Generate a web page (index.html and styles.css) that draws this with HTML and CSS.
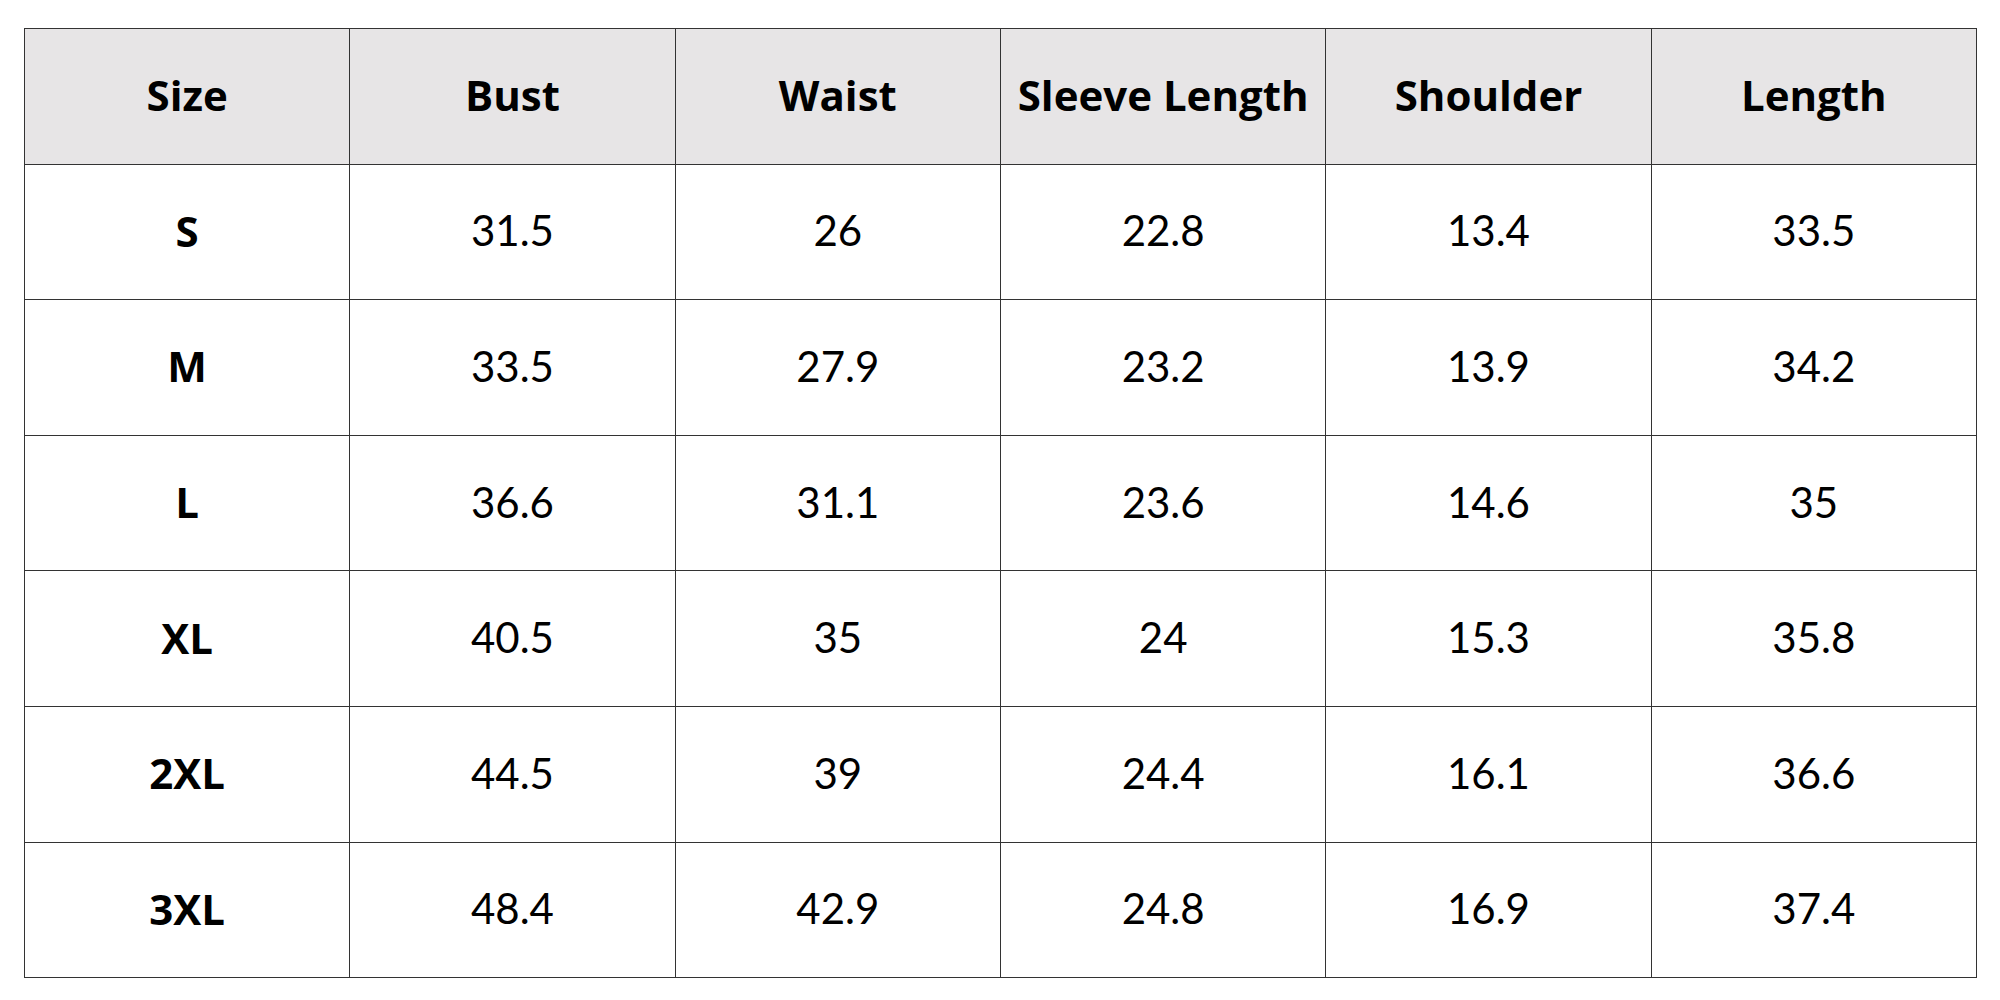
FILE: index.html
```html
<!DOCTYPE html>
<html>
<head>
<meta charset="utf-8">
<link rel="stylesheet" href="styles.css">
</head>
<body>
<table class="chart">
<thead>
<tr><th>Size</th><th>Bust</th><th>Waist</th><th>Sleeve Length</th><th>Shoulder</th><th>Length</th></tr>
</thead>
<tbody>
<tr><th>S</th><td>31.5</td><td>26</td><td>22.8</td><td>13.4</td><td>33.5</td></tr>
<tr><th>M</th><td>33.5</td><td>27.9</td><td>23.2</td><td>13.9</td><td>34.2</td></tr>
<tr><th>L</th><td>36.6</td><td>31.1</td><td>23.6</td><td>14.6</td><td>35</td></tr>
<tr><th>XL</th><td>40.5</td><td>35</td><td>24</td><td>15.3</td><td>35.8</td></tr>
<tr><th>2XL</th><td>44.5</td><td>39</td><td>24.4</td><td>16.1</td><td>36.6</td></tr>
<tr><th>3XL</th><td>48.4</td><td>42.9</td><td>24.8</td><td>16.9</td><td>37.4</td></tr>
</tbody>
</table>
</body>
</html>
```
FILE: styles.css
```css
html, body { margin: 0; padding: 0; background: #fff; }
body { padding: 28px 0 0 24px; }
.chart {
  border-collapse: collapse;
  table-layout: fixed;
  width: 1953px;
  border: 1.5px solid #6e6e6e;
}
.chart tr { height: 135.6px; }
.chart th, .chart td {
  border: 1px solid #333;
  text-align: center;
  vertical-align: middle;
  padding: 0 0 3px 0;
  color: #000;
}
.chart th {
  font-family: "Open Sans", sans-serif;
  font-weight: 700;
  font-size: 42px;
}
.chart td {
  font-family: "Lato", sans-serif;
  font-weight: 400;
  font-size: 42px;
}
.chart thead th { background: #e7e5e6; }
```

^^^^^^^^

WHAT IS ASKED – Leave out all pictures, then copy the remaining material exactly.

RESULT OF THE TASK –
Generate a web page (index.html and styles.css) that draws this with HTML and CSS.
FILE: index.html
```html
<!DOCTYPE html>
<html>
<head>
<meta charset="utf-8">
<link rel="stylesheet" href="styles.css">
</head>
<body>
<table class="chart">
<thead>
<tr><th>Size</th><th>Bust</th><th>Waist</th><th>Sleeve Length</th><th>Shoulder</th><th>Length</th></tr>
</thead>
<tbody>
<tr><th>S</th><td>31.5</td><td>26</td><td>22.8</td><td>13.4</td><td>33.5</td></tr>
<tr><th>M</th><td>33.5</td><td>27.9</td><td>23.2</td><td>13.9</td><td>34.2</td></tr>
<tr><th>L</th><td>36.6</td><td>31.1</td><td>23.6</td><td>14.6</td><td>35</td></tr>
<tr><th>XL</th><td>40.5</td><td>35</td><td>24</td><td>15.3</td><td>35.8</td></tr>
<tr><th>2XL</th><td>44.5</td><td>39</td><td>24.4</td><td>16.1</td><td>36.6</td></tr>
<tr><th>3XL</th><td>48.4</td><td>42.9</td><td>24.8</td><td>16.9</td><td>37.4</td></tr>
</tbody>
</table>
</body>
</html>
```
FILE: styles.css
```css
html, body { margin: 0; padding: 0; background: #fff; }
body { padding: 28px 0 0 24px; }
.chart {
  border-collapse: collapse;
  table-layout: fixed;
  width: 1953px;
  border: 1.5px solid #6e6e6e;
}
.chart tr { height: 135.6px; }
.chart th, .chart td {
  border: 1px solid #333;
  text-align: center;
  vertical-align: middle;
  padding: 0 0 3px 0;
  color: #000;
}
.chart th {
  font-family: "Open Sans", sans-serif;
  font-weight: 700;
  font-size: 42px;
}
.chart td {
  font-family: "Lato", sans-serif;
  font-weight: 400;
  font-size: 42px;
}
.chart thead th { background: #e7e5e6; }
```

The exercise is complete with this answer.